Volgens de nieuwe vooruitzichten van de Europese Commissie gaat de Belgische economie door een milde en korte recessie. Maar de huidige inflatiecrisis dreigt onze economie wel op te zadelen met structurele schade door de snel oplopende loonkosten. Die stijgen alvast duidelijk sneller dan in de landen rondom ons.
De Europese Commissie publiceerde eind vorige week haar nieuwe vooruitzichten. Die zijn uiteraard niet meteen rooskleurig voor de korte termijn. Net als de hele Eurozone zou de Belgische economie deze winter in recessie gaan, terwijl de inflatie nog wel een tijdje oncomfortabel hoog blijft.
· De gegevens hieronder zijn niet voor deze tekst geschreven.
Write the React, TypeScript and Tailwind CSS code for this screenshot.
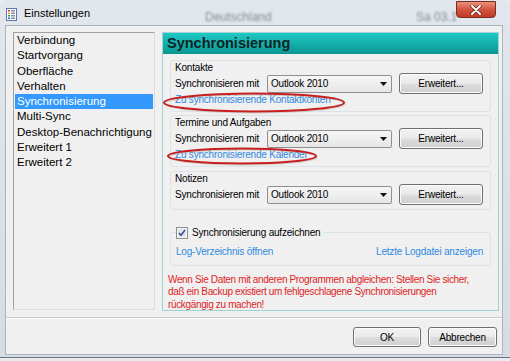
import React from 'react'

const btn =
  'flex items-center justify-center rounded-[3px] border border-[#707070] bg-[linear-gradient(to_bottom,#f2f2f2_0%,#ebebeb_48%,#dddddd_52%,#cfcfcf_100%)] shadow-[inset_0_0_0_1px_#fbfbfb] text-[10px] tracking-[-0.2px] text-black'

function SyncRow() {
  return (
    <div className="flex h-[21px] items-center">
      <span className="w-[92px] whitespace-nowrap">Synchronisieren mit</span>
      <div className="flex h-[18px] w-[125px] items-center justify-between rounded-[2px] border border-[#8e8f8f] bg-[linear-gradient(to_bottom,#f6f6f6,#e6e6e6)] pl-[3px] pr-[4px]">
        <span>Outlook 2010</span>
        <svg width="7" height="4" viewBox="0 0 7 4">
          <path d="M0 0 H7 L3.5 4 Z" fill="#111" />
        </svg>
      </div>
      <div className={`${btn} ml-[7px] h-[21px] w-[84px]`}>Erweitert...</div>
    </div>
  )
}

function Group({ title, link, className }: { title: string; link?: string; className: string }) {
  return (
    <div className={`mx-[7px] rounded-[3px] border border-[#dde2e6] pl-[4px] pt-[1px] ${className}`}>
      <div className="h-[11px] leading-[11px]">{title}</div>
      <SyncRow />
      {link && <div className="h-[12px] leading-[12px] text-[#2f8ae0]">{link}</div>}
    </div>
  )
}

export default function App() {
  const items = [
    'Verbindung',
    'Startvorgang',
    'Oberfläche',
    'Verhalten',
    'Synchronisierung',
    'Multi-Sync',
    'Desktop-Benachrichtigung',
    'Erweitert 1',
    'Erweitert 2',
  ]
  return (
    <div className="relative h-[361px] w-[510px] overflow-hidden bg-[#e9ebee] font-['Liberation_Sans',Arial,sans-serif]">
      <div className="flex h-[358px] w-[510px] flex-col rounded-t-[6px] border-b border-[#6b7480] bg-[linear-gradient(to_bottom,#e2e7ed,#d5dce4)]">
        {/* title bar */}
        <div className="flex h-[25px] items-start">
          <svg className="ml-[6px] mt-[8px]" width="11" height="13" viewBox="0 0 11 13">
            <rect x="0.5" y="0.5" width="10" height="12" fill="#fff" stroke="#5a78a8" />
            <rect x="2" y="2" width="2" height="1.5" fill="#e03030" />
            <rect x="2" y="4.5" width="2" height="1.5" fill="#f0a020" />
            <rect x="2" y="7" width="2" height="1.5" fill="#30a040" />
            <rect x="2" y="9.5" width="2" height="1.5" fill="#3060d0" />
            <rect x="5" y="2" width="4" height="1.5" fill="#8090b0" />
            <rect x="5" y="4.5" width="4" height="1.5" fill="#8090b0" />
            <rect x="5" y="7" width="4" height="1.5" fill="#8090b0" />
            <rect x="5" y="9.5" width="4" height="1.5" fill="#8090b0" />
          </svg>
          <span className="ml-[7px] mt-[7px] w-[181px] text-[11px] leading-[13px] text-black">Einstellungen</span>
          <span className="mt-[8px] w-[211px] whitespace-nowrap text-[12px] text-[#868b92] blur-[1.2px]">Deutschland</span>
          <span className="mt-[8px] w-[40px] overflow-hidden whitespace-nowrap text-[12px] text-[#868b92] blur-[1.2px]">Sa 03.1</span>
          <div className="mt-[1px] flex h-[17px] w-[40px] items-center justify-center rounded-b-[4px] border border-[#7d2a20] bg-[linear-gradient(to_bottom,#e8917c,#d2553f_50%,#c13a26_100%)]">
            <svg width="12" height="10" viewBox="0 0 12 10">
              <path d="M2 1 L10 9 M10 1 L2 9" stroke="#5a1a12" strokeWidth="3.2" strokeLinecap="round" />
              <path d="M2 1 L10 9 M10 1 L2 9" stroke="#fff" strokeWidth="2" strokeLinecap="round" />
            </svg>
          </div>
        </div>

        {/* client area */}
        <div className="mx-[5px] flex h-[330px] w-[498px] flex-col border border-[#aab4bf] bg-[#f0f0f0]">
          <div className="flex pl-[7px] pt-[6px]">
            {/* list */}
            <div className="h-[278px] w-[142px] border border-t-[#a0a0a0] border-l-[#a0a0a0] border-r-[#dcdcdc] border-b-[#dcdcdc] px-[1px] text-[11.5px] text-black">
              {items.map((it) => (
                <div
                  key={it}
                  className={`h-[15.3px] whitespace-nowrap pl-[2px] leading-[15.3px] ${
                    it === 'Synchronisierung' ? 'bg-[#3399ff] text-white' : ''
                  }`}
                >
                  {it}
                </div>
              ))}
            </div>

            {/* panel */}
            <div className="ml-[7px] h-[279px] w-[337px] border border-[#9fd2d4] text-[10px] tracking-[-0.2px] text-black">
              <div className="h-[21px] bg-[linear-gradient(to_bottom,#1ec9c4,#0b9691)] pl-[4px] text-[14.5px] font-bold leading-[21px] tracking-normal text-[#0c2424]">
                Synchronisierung
              </div>
              <Group title="Kontakte" link="Zu synchronisierende Kontaktkonten" className="mt-[6px] pb-[5px]" />
              <Group title="Termine und Aufgaben" link="Zu synchronisierende Kalender" className="mt-[3px] pb-[5px]" />
              <Group title="Notizen" className="mt-[4px] pb-[4px]" />

              <fieldset className="mx-[7px] mt-[16px] rounded-[3px] border border-[#dde2e6] pb-[7px] pl-[5px] pr-[7px]">
                <legend className="flex h-[13px] items-center pr-[3px]">
                  <svg width="12" height="12" viewBox="0 0 12 12">
                    <rect x="0.5" y="0.5" width="11" height="11" fill="#f5f5f5" stroke="#8e8f8f" />
                    <rect x="2" y="2" width="8" height="8" fill="#e2e7ee" />
                    <path d="M3 6 L5 8.3 L9 3" stroke="#3f4f88" strokeWidth="1.6" fill="none" />
                  </svg>
                  <span className="ml-[4px]">Synchronisierung aufzeichnen</span>
                </legend>
                <div className="mt-[7px] flex h-[12px] justify-between leading-[12px] text-[#2f8ae0]">
                  <span>Log-Verzeichnis öffnen</span>
                  <span>Letzte Logdatei anzeigen</span>
                </div>
              </fieldset>

              <div className="mt-[8px] whitespace-nowrap pl-[5px] leading-[12.3px] tracking-[-0.35px] text-[#de1f1f]">
                Wenn Sie Daten mit anderen Programmen abgleichen: Stellen Sie sicher,
                <br />
                daß ein Backup existiert um fehlgeschlagene Synchronisierungen
                <br />
                rückgängig zu machen!
              </div>
            </div>
          </div>

          <div className="mt-[6px] h-[2px] border-b border-t border-b-white border-t-[#c8c8c8]" />

          <div className="mt-[8px] flex justify-end pr-[5px]">
            <div className={`${btn} h-[20px] w-[68px]`}>OK</div>
            <div className={`${btn} ml-[7px] h-[20px] w-[69px]`}>Abbrechen</div>
          </div>
        </div>
      </div>

      {/* hand-drawn red marks over the dialog */}
      <svg className="absolute left-[160px] top-[90px]" width="190" height="26" viewBox="0 0 190 26">
        <ellipse cx="95" cy="13.5" rx="90" ry="9" fill="none" stroke="#9a9a9a" strokeOpacity="0.35" strokeWidth="2" />
        <ellipse cx="94" cy="12.5" rx="90" ry="9" fill="none" stroke="#c81e1e" strokeWidth="2" />
      </svg>
      <svg className="absolute left-[164px] top-[146px]" width="158" height="22" viewBox="0 0 158 22">
        <ellipse cx="79" cy="11" rx="74" ry="7.5" fill="none" stroke="#9a9a9a" strokeOpacity="0.35" strokeWidth="2" />
        <ellipse cx="78" cy="10" rx="74" ry="7.5" fill="none" stroke="#c81e1e" strokeWidth="2" />
      </svg>
    </div>
  )
}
Toch zou het conjunctuurplaatje er binnen een aantal maanden al weer beter gaan uitzien. De Europese Commissie gaat ervan uit dat de recessie mild en kort zal zijn. De economische activiteit zou in België met 0,5% afnemen, en vanaf de lente zou de economie terug gaan groeien. De inflatie zou nu aan de piek zitten, en tegen eind volgend jaar terugzakken tot 3%. De werkgelegenheidsgroei zou duidelijk vertragen, maar toch ook in 2023 en 2024 positief blijven.
De recessie zou daarmee al bij al meevallen, maar de Commissie wijst wel op een aantal structurele problemen. Onze overheidsfinanciën en loonkostenontwikkeling springen daarbij in het oog. Vooral die laatste zijn in het huidige debat rond de loononderhandelingen uiteraard extra relevant.
Snel stijgende lonen
Volgens de Europese Commissie zal het gemiddelde loon per werknemer in België in 2021-2024 met 21% stijgen. Dat is met voorsprong de sterkste stijging van heel West-Europa. Op de tweede plaats in die lijst staat Oostenrijk met een verwachte loonstijging van 16% in die periode. In Duitsland, Frankrijk en Nederland, onze belangrijkste handelspartners, zou de loonstijging in 2021-2024 gemiddeld uitkomen op 13%.
De nieuwe vooruitzichten van de Commissie bevestigen dus het plaatje dat zowat alle vooruitzichten eerder al schetsten: dit en de komende jaren stijgen de lonen in België duidelijk sneller dan in de landen rondom ons.
Dat plaatje blijft ook overeind als rekening gehouden wordt met de inflatie. Het gemiddelde reële loon per werknemer (dus gecorrigeerd voor inflatie) zou in België in 2021-2024 met bijna 3% toenemen. In de rest van de Europese kernlanden zouden de reële lonen in die periode afnemen: in Frankrijk met 0,1%, in Duitsland met 2,4% en in Nederland zelfs met 4,6%.
Dat illustreert nog maar eens het feit dat de koopkracht van de lonen in België al zeer goed beschermd is tegen een inflatieschok, in elk geval veel beter beschermd dan in de rest van Europa.

De snellere Belgische loonstijging blijft trouwens ook overeind als rekening gehouden wordt met de productiviteitsontwikkeling. Historisch werden in België de duurdere loonkosten gecompenseerd door een sterkere productiviteitsgroei, maar dat is een proces dat langer duurt. Volgens de Europese Commissie zullen de loonkosten per eenheid product (d.w.z. gecorrigeerd voor de productiviteitsontwikkeling) in België in 2021-2024 met 19% toenemen. Gemiddeld in de buurlanden zou die stijging beperkt blijven tot 11%.
Staken voor sterkere loonstijging?
De nieuwe vooruitzichten van de Europese Commissie plaatsen de staking van vorige week voor meer koopkracht in perspectief. Via de automatische loonindexering stijgen de lonen in ons land op dit moment al duidelijk sneller dan in de rest van West-Europa. Daarmee halen we ons een nieuwe loonhandicap op de hals, en die zal op z’n minst tot 2024 verder toenemen.
Dat impliceert op termijn onvermijdelijk minder investeringen, minder aanwervingen en minder economische groei. Op langere termijn is dat een groter gevaar voor onze koopkracht dan de huidige inflatieopstoot.
Tegen die achtergrond staken voor sterkere loonstijgingen getuigt van een heel kortzichtige kijk over hoe onze economie werkt en hoe onze welvaart gecreëerd wordt.